▶
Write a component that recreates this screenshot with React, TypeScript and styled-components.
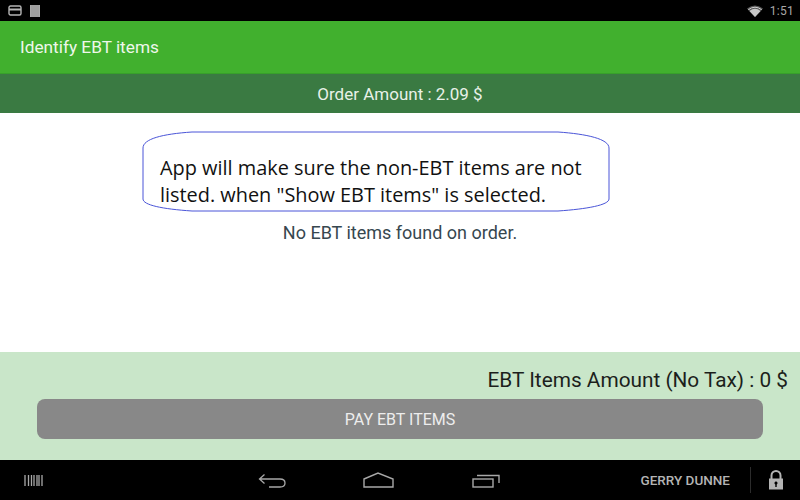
import React from "react";
import styled, { createGlobalStyle } from "styled-components";

const GlobalStyle = createGlobalStyle`
  html, body {
    margin: 0;
    padding: 0;
    background: #000;
  }
  body {
    font-family: Roboto, "Liberation Sans", sans-serif;
  }
`;

const Screen = styled.div`
  width: 800px;
  height: 500px;
  display: flex;
  flex-direction: column;
  overflow: hidden;
`;

const StatusBar = styled.div`
  height: 21px;
  background: #000;
  display: flex;
  align-items: center;
  padding: 0 6px 0 8px;
  color: #a8a8a8;
`;

const StatusLeft = styled.div`
  display: flex;
  align-items: center;
  gap: 8px;
  flex: 1;
`;

const Clock = styled.span`
  font-size: 12px;
  margin-left: 7px;
  letter-spacing: 0.3px;
`;

const AppBar = styled.div`
  height: 52px;
  background: #41b02e;
  border-bottom: 1px solid #37a02a;
  display: flex;
  align-items: center;
  padding-left: 20px;
  color: #eef7ea;
  font-size: 17.25px;
`;

const OrderBar = styled.div`
  height: 39px;
  padding-top: 1px;
  box-sizing: border-box;
  background: #3a7a42;
  display: flex;
  align-items: center;
  justify-content: center;
  color: #e8f1e8;
  font-size: 17px;
`;

const Content = styled.div`
  height: 239px;
  background: #fff;
  display: flex;
  flex-direction: column;
  align-items: center;
  padding-top: 18px;
  box-sizing: border-box;
`;

const Callout = styled.div`
  position: relative;
  width: 468px;
  height: 82px;
  box-sizing: border-box;
  padding: 23px 0 0 18px;
  margin-left: -48px;
  font-family: "Open Sans", sans-serif;
  font-size: 19.9px;
  line-height: 27px;
  color: #111;
  white-space: nowrap;
`;

const CalloutOutline = styled.svg`
  position: absolute;
  top: 0;
  left: 0;
`;

const EmptyText = styled.div`
  margin-top: 10px;
  font-size: 18px;
  line-height: 20px;
  color: #37474f;
`;

const Footer = styled.div`
  height: 108px;
  background: #c9e6c9;
  display: flex;
  flex-direction: column;
  padding: 16px 12px 0 37px;
  box-sizing: border-box;
`;

const AmountRow = styled.div`
  text-align: right;
  font-size: 20.8px;
  line-height: 24px;
  color: #1c1f1c;
`;

const PayButton = styled.button`
  margin: 7px 25px 0 0;
  height: 40px;
  border: none;
  border-radius: 8px;
  background: #888888;
  color: #ededed;
  font-family: inherit;
  font-size: 16px;
  padding: 0;
`;

const NavBar = styled.div`
  height: 40px;
  background: #000;
  display: grid;
  grid-template-columns: 258px 1fr 50px;
  align-items: center;
  color: #a8a8a8;
`;

const NavLeft = styled.div`
  padding-left: 24px;
  display: flex;
  align-items: center;
`;

const NavKeys = styled.div`
  display: flex;
  align-items: center;
`;

const NavKey = styled.div<{ $width: number }>`
  width: ${(p) => p.$width}px;
  display: flex;
`;

const UserName = styled.span`
  margin-left: auto;
  padding-right: 20px;
  font-size: 13.5px;
  font-weight: 500;
  color: #b4b4b4;
`;

const LockCell = styled.div`
  height: 26px;
  border-left: 1px solid #2c2c2c;
  display: flex;
  align-items: center;
  justify-content: center;
`;

export default function App() {
  return (
    <Screen>
      <GlobalStyle />
      <StatusBar>
        <StatusLeft>
          <svg width="14" height="11" viewBox="0 0 14 11">
            <rect x="1" y="1" width="12" height="9" rx="1.5" fill="none" stroke="#b5b5b5" strokeWidth="1.4" />
            <rect x="1" y="3.5" width="12" height="2" fill="#b5b5b5" />
          </svg>
          <svg width="10" height="12" viewBox="0 0 10 12">
            <rect width="10" height="12" fill="#a9a9a9" />
            <path d="M2 0v12M4 0v12M6 0v12M8 0v12" stroke="#8a8a8a" strokeWidth="0.7" />
          </svg>
        </StatusLeft>
        <svg width="16" height="12" viewBox="0 0 16 12">
          <path d="M0 3.6 Q8 -2.4 16 3.6 L8 12 Z" fill="#555" />
          <path d="M2.4 6 Q8 1.6 13.6 6 L8 12 Z" fill="#c8c8c8" />
          <path d="M1.2 4.8 Q8 -0.4 14.8 4.8" fill="none" stroke="#d0d0d0" strokeWidth="1" />
        </svg>
        <Clock>1:51</Clock>
      </StatusBar>
      <AppBar>Identify EBT items</AppBar>
      <OrderBar>Order Amount : 2.09 $</OrderBar>
      <Content>
        <Callout>
          <CalloutOutline width="468" height="82" viewBox="0 0 468 82">
            <path
              d="M50 1 L416 1 C445 3 467 8 467 17 L467 68 C467 74 445 78 416 80 L50 80 C20 78 1 74 1 68 L1 17 C1 8 20 3 50 1 Z"
              fill="none"
              stroke="#4a55d8"
              strokeWidth="1"
            />
          </CalloutOutline>
          App will make sure the non-EBT items are not
          <br />
          listed. when "Show EBT items" is selected.
        </Callout>
        <EmptyText>No EBT items found on order.</EmptyText>
      </Content>
      <Footer>
        <AmountRow>EBT Items Amount (No Tax) : 0 $</AmountRow>
        <PayButton>PAY EBT ITEMS</PayButton>
      </Footer>
      <NavBar>
        <NavLeft>
          <svg width="20" height="11" viewBox="0 0 20 11">
            <path d="M1 0v11M4.5 0v11M7.5 0v11M10 0v11M13 0v11M15 0v11M18 0v11" stroke="#a8a8a8" strokeWidth="1.3" />
          </svg>
        </NavLeft>
        <NavKeys>
          <NavKey $width={105}>
            <svg width="30" height="16" viewBox="0 0 30 16">
              <path d="M2 7H22Q27 7 27 11Q27 15 22 15H11M6.5 2.5L1.5 7L6.5 11.5" fill="none" stroke="#a8a8a8" strokeWidth="1.3" />
            </svg>
          </NavKey>
          <NavKey $width={109}>
            <svg width="32" height="16" viewBox="0 0 32 16">
              <path d="M1 7L15 1L30 7V15H1Z" fill="none" stroke="#a8a8a8" strokeWidth="1.4" />
            </svg>
          </NavKey>
          <NavKey $width={100}>
            <svg width="28" height="16" viewBox="0 0 28 16">
              <rect x="1" y="7" width="20" height="8" fill="none" stroke="#a8a8a8" strokeWidth="1.4" />
              <path d="M5 3.5H27V11" fill="none" stroke="#a8a8a8" strokeWidth="1.4" />
            </svg>
          </NavKey>
          <UserName>GERRY DUNNE</UserName>
        </NavKeys>
        <LockCell>
          <svg width="16" height="20" viewBox="0 0 16 20">
            <path d="M3.5 9V5.5a4.5 4.5 0 0 1 9 0V9" fill="none" stroke="#b4b4b4" strokeWidth="2" />
            <path d="M1 8.5H15V19.5H1Z M8 11.5a1.6 1.6 0 0 0-.7 3V17h1.4v-2.5a1.6 1.6 0 0 0-.7-3Z" fill="#b4b4b4" fillRule="evenodd" />
          </svg>
        </LockCell>
      </NavBar>
    </Screen>
  );
}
◀
Retype each line of the listing above word for word. Exclude the pictures.

Write a component that recreates this screenshot with React, TypeScript and styled-components.
import React from "react";
import styled, { createGlobalStyle } from "styled-components";

const GlobalStyle = createGlobalStyle`
  html, body {
    margin: 0;
    padding: 0;
    background: #000;
  }
  body {
    font-family: Roboto, "Liberation Sans", sans-serif;
  }
`;

const Screen = styled.div`
  width: 800px;
  height: 500px;
  display: flex;
  flex-direction: column;
  overflow: hidden;
`;

const StatusBar = styled.div`
  height: 21px;
  background: #000;
  display: flex;
  align-items: center;
  padding: 0 6px 0 8px;
  color: #a8a8a8;
`;

const StatusLeft = styled.div`
  display: flex;
  align-items: center;
  gap: 8px;
  flex: 1;
`;

const Clock = styled.span`
  font-size: 12px;
  margin-left: 7px;
  letter-spacing: 0.3px;
`;

const AppBar = styled.div`
  height: 52px;
  background: #41b02e;
  border-bottom: 1px solid #37a02a;
  display: flex;
  align-items: center;
  padding-left: 20px;
  color: #eef7ea;
  font-size: 17.25px;
`;

const OrderBar = styled.div`
  height: 39px;
  padding-top: 1px;
  box-sizing: border-box;
  background: #3a7a42;
  display: flex;
  align-items: center;
  justify-content: center;
  color: #e8f1e8;
  font-size: 17px;
`;

const Content = styled.div`
  height: 239px;
  background: #fff;
  display: flex;
  flex-direction: column;
  align-items: center;
  padding-top: 18px;
  box-sizing: border-box;
`;

const Callout = styled.div`
  position: relative;
  width: 468px;
  height: 82px;
  box-sizing: border-box;
  padding: 23px 0 0 18px;
  margin-left: -48px;
  font-family: "Open Sans", sans-serif;
  font-size: 19.9px;
  line-height: 27px;
  color: #111;
  white-space: nowrap;
`;

const CalloutOutline = styled.svg`
  position: absolute;
  top: 0;
  left: 0;
`;

const EmptyText = styled.div`
  margin-top: 10px;
  font-size: 18px;
  line-height: 20px;
  color: #37474f;
`;

const Footer = styled.div`
  height: 108px;
  background: #c9e6c9;
  display: flex;
  flex-direction: column;
  padding: 16px 12px 0 37px;
  box-sizing: border-box;
`;

const AmountRow = styled.div`
  text-align: right;
  font-size: 20.8px;
  line-height: 24px;
  color: #1c1f1c;
`;

const PayButton = styled.button`
  margin: 7px 25px 0 0;
  height: 40px;
  border: none;
  border-radius: 8px;
  background: #888888;
  color: #ededed;
  font-family: inherit;
  font-size: 16px;
  padding: 0;
`;

const NavBar = styled.div`
  height: 40px;
  background: #000;
  display: grid;
  grid-template-columns: 258px 1fr 50px;
  align-items: center;
  color: #a8a8a8;
`;

const NavLeft = styled.div`
  padding-left: 24px;
  display: flex;
  align-items: center;
`;

const NavKeys = styled.div`
  display: flex;
  align-items: center;
`;

const NavKey = styled.div<{ $width: number }>`
  width: ${(p) => p.$width}px;
  display: flex;
`;

const UserName = styled.span`
  margin-left: auto;
  padding-right: 20px;
  font-size: 13.5px;
  font-weight: 500;
  color: #b4b4b4;
`;

const LockCell = styled.div`
  height: 26px;
  border-left: 1px solid #2c2c2c;
  display: flex;
  align-items: center;
  justify-content: center;
`;

export default function App() {
  return (
    <Screen>
      <GlobalStyle />
      <StatusBar>
        <StatusLeft>
          <svg width="14" height="11" viewBox="0 0 14 11">
            <rect x="1" y="1" width="12" height="9" rx="1.5" fill="none" stroke="#b5b5b5" strokeWidth="1.4" />
            <rect x="1" y="3.5" width="12" height="2" fill="#b5b5b5" />
          </svg>
          <svg width="10" height="12" viewBox="0 0 10 12">
            <rect width="10" height="12" fill="#a9a9a9" />
            <path d="M2 0v12M4 0v12M6 0v12M8 0v12" stroke="#8a8a8a" strokeWidth="0.7" />
          </svg>
        </StatusLeft>
        <svg width="16" height="12" viewBox="0 0 16 12">
          <path d="M0 3.6 Q8 -2.4 16 3.6 L8 12 Z" fill="#555" />
          <path d="M2.4 6 Q8 1.6 13.6 6 L8 12 Z" fill="#c8c8c8" />
          <path d="M1.2 4.8 Q8 -0.4 14.8 4.8" fill="none" stroke="#d0d0d0" strokeWidth="1" />
        </svg>
        <Clock>1:51</Clock>
      </StatusBar>
      <AppBar>Identify EBT items</AppBar>
      <OrderBar>Order Amount : 2.09 $</OrderBar>
      <Content>
        <Callout>
          <CalloutOutline width="468" height="82" viewBox="0 0 468 82">
            <path
              d="M50 1 L416 1 C445 3 467 8 467 17 L467 68 C467 74 445 78 416 80 L50 80 C20 78 1 74 1 68 L1 17 C1 8 20 3 50 1 Z"
              fill="none"
              stroke="#4a55d8"
              strokeWidth="1"
            />
          </CalloutOutline>
          App will make sure the non-EBT items are not
          <br />
          listed. when "Show EBT items" is selected.
        </Callout>
        <EmptyText>No EBT items found on order.</EmptyText>
      </Content>
      <Footer>
        <AmountRow>EBT Items Amount (No Tax) : 0 $</AmountRow>
        <PayButton>PAY EBT ITEMS</PayButton>
      </Footer>
      <NavBar>
        <NavLeft>
          <svg width="20" height="11" viewBox="0 0 20 11">
            <path d="M1 0v11M4.5 0v11M7.5 0v11M10 0v11M13 0v11M15 0v11M18 0v11" stroke="#a8a8a8" strokeWidth="1.3" />
          </svg>
        </NavLeft>
        <NavKeys>
          <NavKey $width={105}>
            <svg width="30" height="16" viewBox="0 0 30 16">
              <path d="M2 7H22Q27 7 27 11Q27 15 22 15H11M6.5 2.5L1.5 7L6.5 11.5" fill="none" stroke="#a8a8a8" strokeWidth="1.3" />
            </svg>
          </NavKey>
          <NavKey $width={109}>
            <svg width="32" height="16" viewBox="0 0 32 16">
              <path d="M1 7L15 1L30 7V15H1Z" fill="none" stroke="#a8a8a8" strokeWidth="1.4" />
            </svg>
          </NavKey>
          <NavKey $width={100}>
            <svg width="28" height="16" viewBox="0 0 28 16">
              <rect x="1" y="7" width="20" height="8" fill="none" stroke="#a8a8a8" strokeWidth="1.4" />
              <path d="M5 3.5H27V11" fill="none" stroke="#a8a8a8" strokeWidth="1.4" />
            </svg>
          </NavKey>
          <UserName>GERRY DUNNE</UserName>
        </NavKeys>
        <LockCell>
          <svg width="16" height="20" viewBox="0 0 16 20">
            <path d="M3.5 9V5.5a4.5 4.5 0 0 1 9 0V9" fill="none" stroke="#b4b4b4" strokeWidth="2" />
            <path d="M1 8.5H15V19.5H1Z M8 11.5a1.6 1.6 0 0 0-.7 3V17h1.4v-2.5a1.6 1.6 0 0 0-.7-3Z" fill="#b4b4b4" fillRule="evenodd" />
          </svg>
        </LockCell>
      </NavBar>
    </Screen>
  );
}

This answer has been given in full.